In the figure above, we can clearly show that our proposed end-to-end pipeline fusing the measurements into a learned latent space is superior in reconstructing clean meshes compared to the existing fusion and meshing methods.

Time-of-flight Data

Secondly, we fuse time-of-flight data taken from the Scene3D dataset. We also compare our method to the two other baselines. We can not only show that our method improves the accuracy but also would like to highlight the increased completeness due to our learned translation opposed to the handcrafted outlier filtering heuristics used in the other methods.

Curless et al. 1996
Weder et al. 2020
Fusing time-of-flight data from Scene3D. Our learned translation improves the completeness compared to the handcrafted heuristics used in existing methods.

Iterative Fusion

Finally, we would like to show the iterative fusion results of our pipeline in the animation below.

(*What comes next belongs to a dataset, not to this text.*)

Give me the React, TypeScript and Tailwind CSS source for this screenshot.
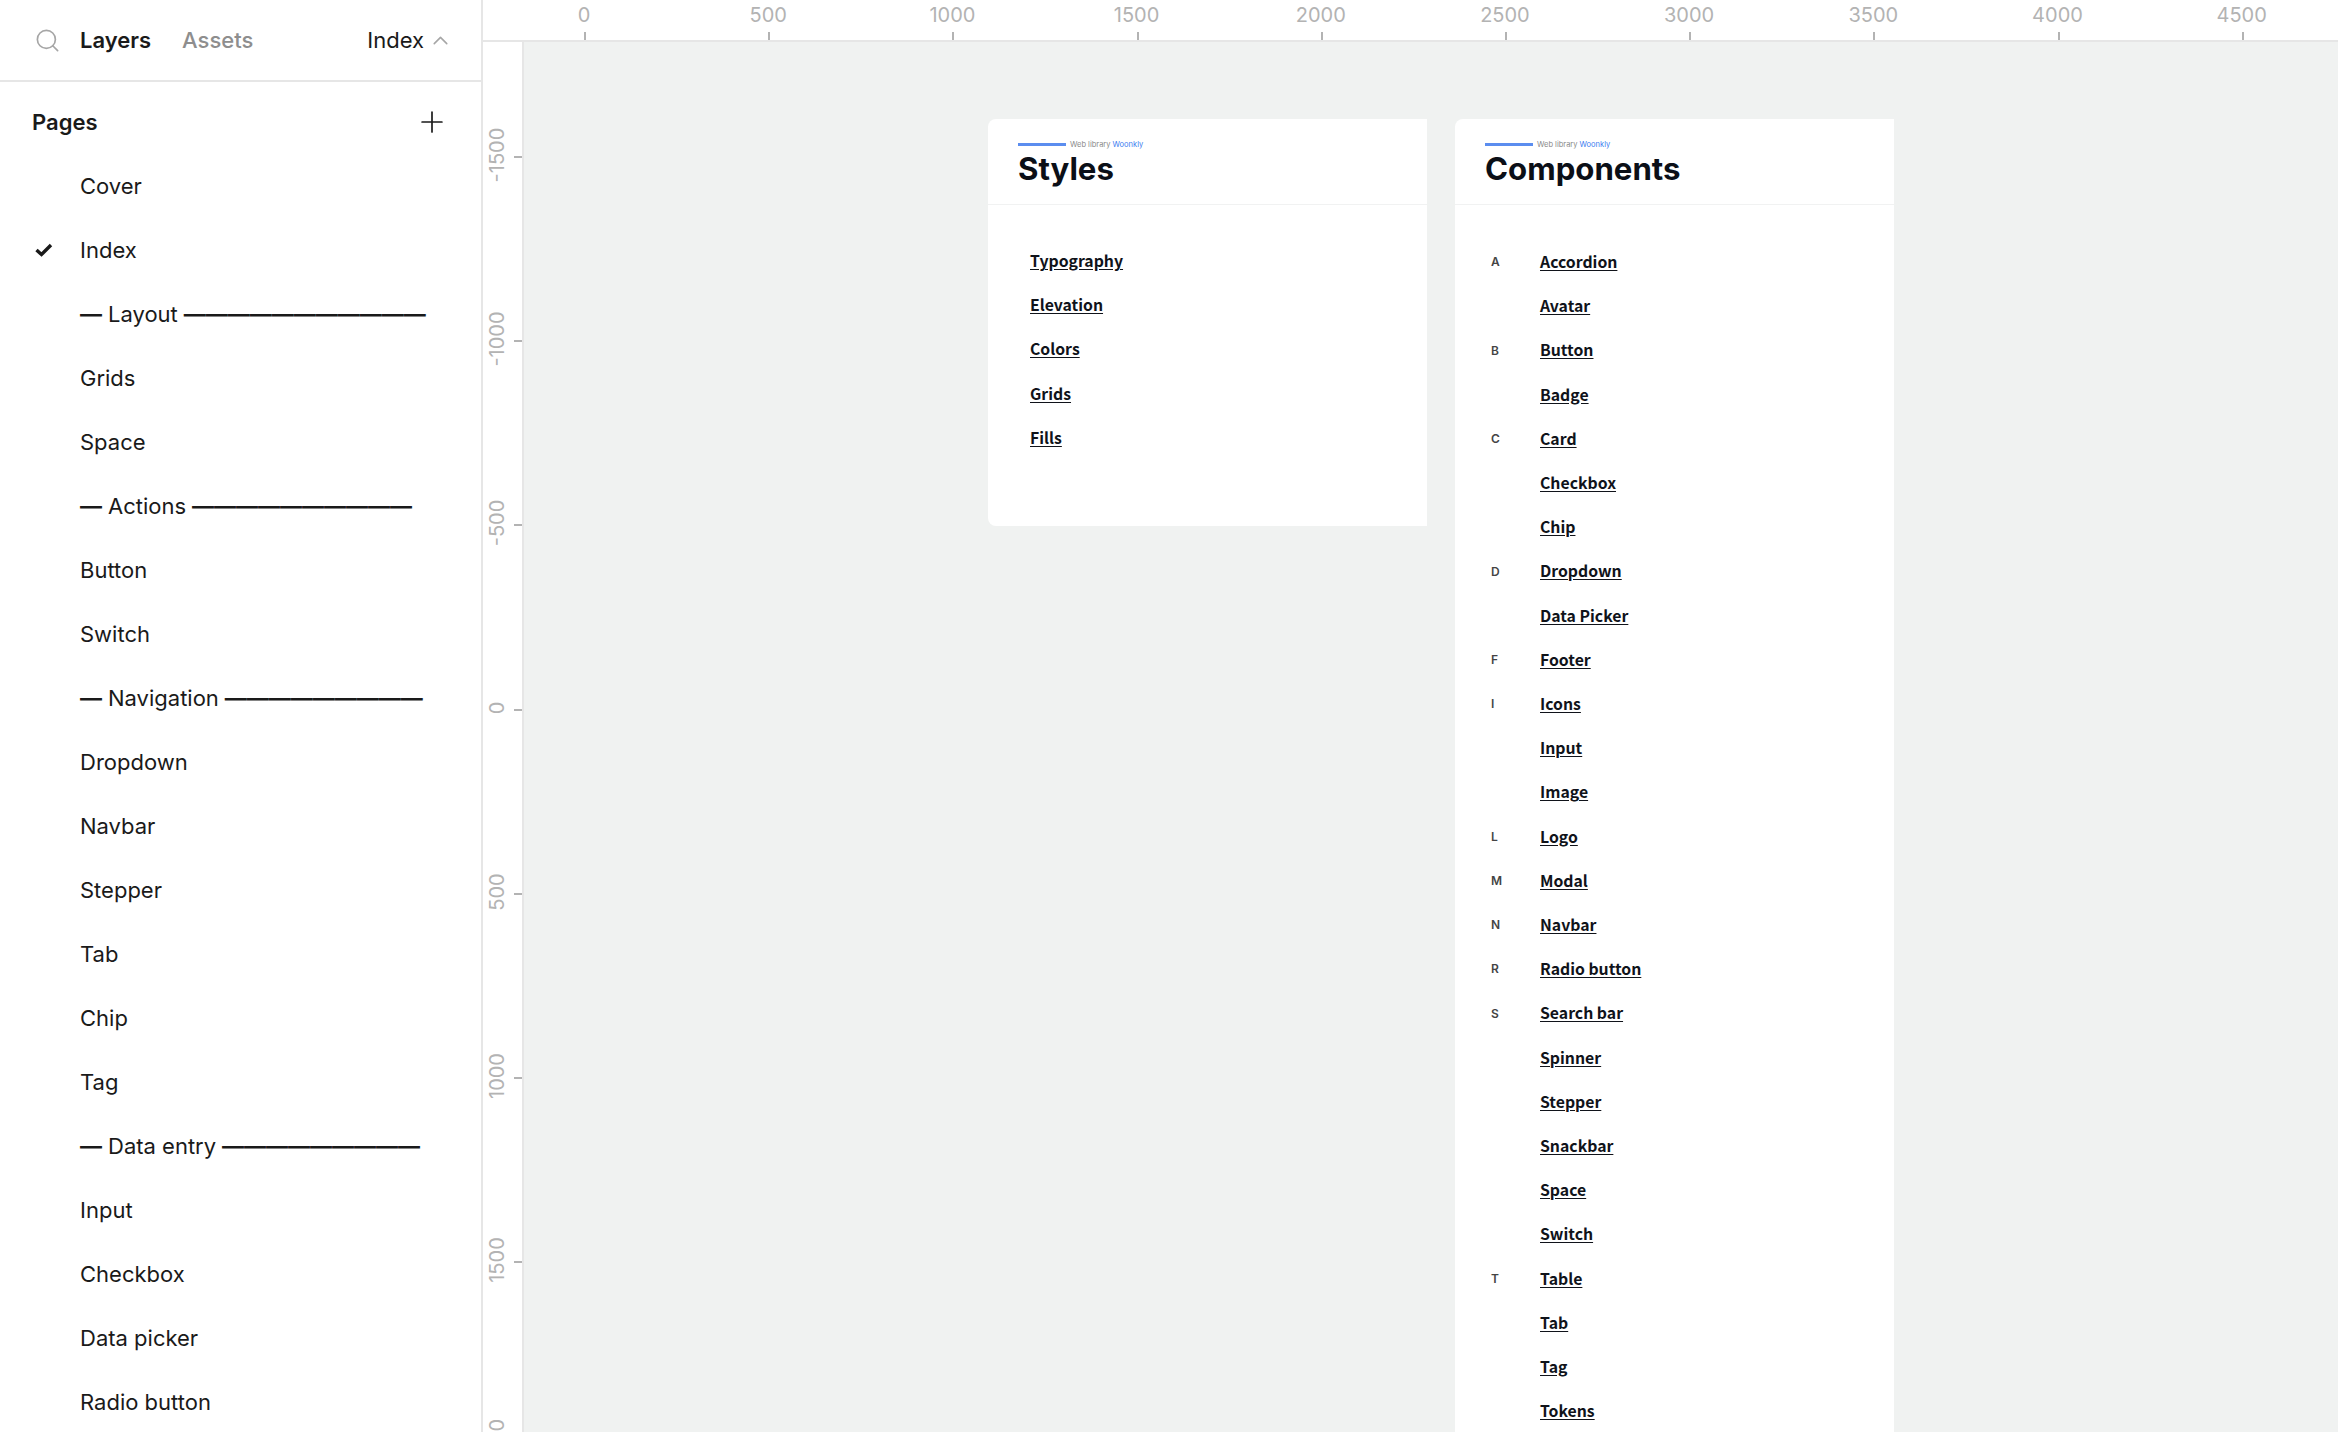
import { Fragment } from "react";
import { Plus, Search, ChevronUp } from "lucide-react";

const pages = [
  "Cover",
  "Index",
  "Grids",
  "Space",
  "Button",
  "Switch",
  "Dropdown",
  "Navbar",
  "Stepper",
  "Tab",
  "Chip",
  "Tag",
  "Input",
  "Checkbox",
  "Data picker",
  "Radio button",
];

// section rows sit between the pages, keyed by the page they come before
const sections: Record<string, [string, string]> = {
  Grids: ["Layout", "———————————"],
  Button: ["Actions", "——————————"],
  Dropdown: ["Navigation", "—————————"],
  Input: ["Data entry", "—————————"],
};

const styleLinks = ["Typography", "Elevation", "Colors", "Grids", "Fills"];

const componentLinks = [
  ["A", "Accordion"],
  ["", "Avatar"],
  ["B", "Button"],
  ["", "Badge"],
  ["C", "Card"],
  ["", "Checkbox"],
  ["", "Chip"],
  ["D", "Dropdown"],
  ["", "Data Picker"],
  ["F", "Footer"],
  ["I", "Icons"],
  ["", "Input"],
  ["", "Image"],
  ["L", "Logo"],
  ["M", "Modal"],
  ["N", "Navbar"],
  ["R", "Radio button"],
  ["S", "Search bar"],
  ["", "Spinner"],
  ["", "Stepper"],
  ["", "Snackbar"],
  ["", "Space"],
  ["", "Switch"],
  ["T", "Table"],
  ["", "Tab"],
  ["", "Tag"],
  ["", "Tokens"],
];

const xMarks = ["0", "500", "1000", "1500", "2000", "2500", "3000", "3500", "4000", "4500"];
const yMarks = ["-1500", "-1000", "-500", "0", "500", "1000", "1500", "2000"];

const linkClass =
  "font-['Noto_Sans_CJK_JP',sans-serif] text-[15.8px] leading-[44.2px] font-bold text-[#10131a] underline underline-offset-2";

function CardHeader({ title }: { title: string }) {
  return (
    <div className="h-[86px] border-b border-[#f1f2f2] pl-[30px] pt-[19px]">
      <div className="flex items-center gap-[4px]">
        <div className="h-[3px] w-[48px] bg-[#5b8def]" />
        <span className="mt-[2px] text-[7.5px] leading-[10px] text-[#8a8a8a]">
          Web library <span className="text-[#3b7cf0]">Woonkly</span>
        </span>
      </div>
      <h2 className="mt-[-1px] text-[31.2px] leading-[40px] font-bold text-[#0b0f17]">{title}</h2>
    </div>
  );
}

function PageRow({ label, active }: { label: string; active?: boolean }) {
  return (
    <li className="flex items-center whitespace-nowrap">
      <span className="flex w-[80px] pl-[35px]">
        {active && (
          <svg width="18" height="14" viewBox="0 0 18 14" fill="none" stroke="currentColor" strokeWidth="3.4">
            <path d="M1.5 7 L6.5 11.5 L16 2" />
          </svg>
        )}
      </span>
      {label}
    </li>
  );
}

export default function App() {
  return (
    <div className="flex h-[1432px] w-[2338px] overflow-hidden bg-white font-['Inter',sans-serif] text-[#1a1a1a]">
      <aside className="h-full w-[483px] shrink-0 border-r-2 border-[#e6e6e6]">
        <div className="flex h-[82px] items-center border-b-2 border-[#e6e6e6] pt-[1px] text-[22px]">
          <Search className="ml-[34px] h-[27px] w-[27px] text-[#a6a6a6]" strokeWidth={1.5} />
          <span className="ml-[19px] font-semibold">Layers</span>
          <span className="ml-[31px] font-medium text-[#8e8e8e]">Assets</span>
          <span className="ml-[114px]">Index</span>
          <ChevronUp className="ml-[4px] h-[25px] w-[25px] text-[#a6a6a6]" strokeWidth={1.5} />
        </div>
        <div className="flex items-center justify-between pl-[32px] pr-[32px] pt-[23px] text-[22px]">
          <span className="font-semibold">Pages</span>
          <Plus className="h-[34px] w-[34px] text-[#1a1a1a]" strokeWidth={1.2} />
        </div>
        <ul className="mt-[15px] text-[22px] leading-[64px]">
          {pages.map((page) => (
            <Fragment key={page}>
              {sections[page] && (
                <li className="flex items-center whitespace-nowrap pl-[80px]">
                  <span className="font-bold">—</span>
                  <span className="mx-[6px]">{sections[page][0]}</span>
                  <span className="font-bold">{sections[page][1]}</span>
                </li>
              )}
              <PageRow label={page} active={page === "Index"} />
            </Fragment>
          ))}
        </ul>
      </aside>

      <main className="flex min-w-0 flex-1 flex-col">
        <div className="flex h-[42px] shrink-0 border-b-2 border-[#e6e6e6] bg-white pl-[41px]">
          <div className="w-[60px] shrink-0" />
          {xMarks.map((mark) => (
            <div key={mark} className="relative h-[40px] w-[184.2px] shrink-0">
              <span className="absolute left-0 top-[3px] w-[80px] -translate-x-[40px] text-center text-[20px] leading-[24px] text-[#b3b3b3]">
                {mark}
              </span>
              <span className="absolute bottom-0 left-0 h-[8px] w-[2px] bg-[#b3b3b3]" />
            </div>
          ))}
        </div>
        <div className="flex min-h-0 flex-1">
          <div className="relative w-[41px] shrink-0 border-r-2 border-[#e6e6e6] bg-white">
            {yMarks.map((mark, i) => (
              <div
                key={mark}
                className="absolute right-0 flex h-[2px] w-[39px] items-center justify-end"
                style={{ top: 114 + i * 184.2 }}
              >
                <span className="absolute left-[-26px] top-[-13px] w-[80px] -rotate-90 text-center text-[20px] leading-[24px] text-[#b3b3b3]">
                  {mark}
                </span>
                <span className="h-[2px] w-[8px] bg-[#b3b3b3]" />
              </div>
            ))}
          </div>
          <div className="flex flex-1 items-start gap-[28px] bg-[#f0f2f1] pl-[464px] pt-[77px]">
            <section className="h-[407px] w-[439px] rounded-l-[8px] bg-white">
              <CardHeader title="Styles" />
              <ul className="pl-[42px] pt-[34px]">
                {styleLinks.map((link) => (
                  <li key={link} className={linkClass}>
                    {link}
                  </li>
                ))}
              </ul>
            </section>
            <section className="w-[439px] rounded-tl-[8px] bg-white">
              <CardHeader title="Components" />
              <ul className="pt-[35px]">
                {componentLinks.map(([letter, link]) => (
                  <li key={link} className="flex items-center">
                    <span className="w-[85px] pl-[36px] text-[12px] font-semibold text-[#444]">{letter}</span>
                    <span className={linkClass}>{link}</span>
                  </li>
                ))}
              </ul>
            </section>
          </div>
        </div>
      </main>
    </div>
  );
}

You can see the iterative reconstruction of a Tanks and Temples scene.


We have presented a novel depth fusion pipeline that leverages a learned latent scene representation and can be trained in an end-to-end way. The latent scene representation is efficiently translated into human-readable output (TSDF values) to allow mesh extraction using the marching cubes algorithm. This translation allows to effectively filter outliers and denoise the reconstruction while improving the completeness of the mesh. Together with the powerful scene representation, the pipeline outperforms existing methods in reconstructing scenes from noisy and outlier contaminated depth maps.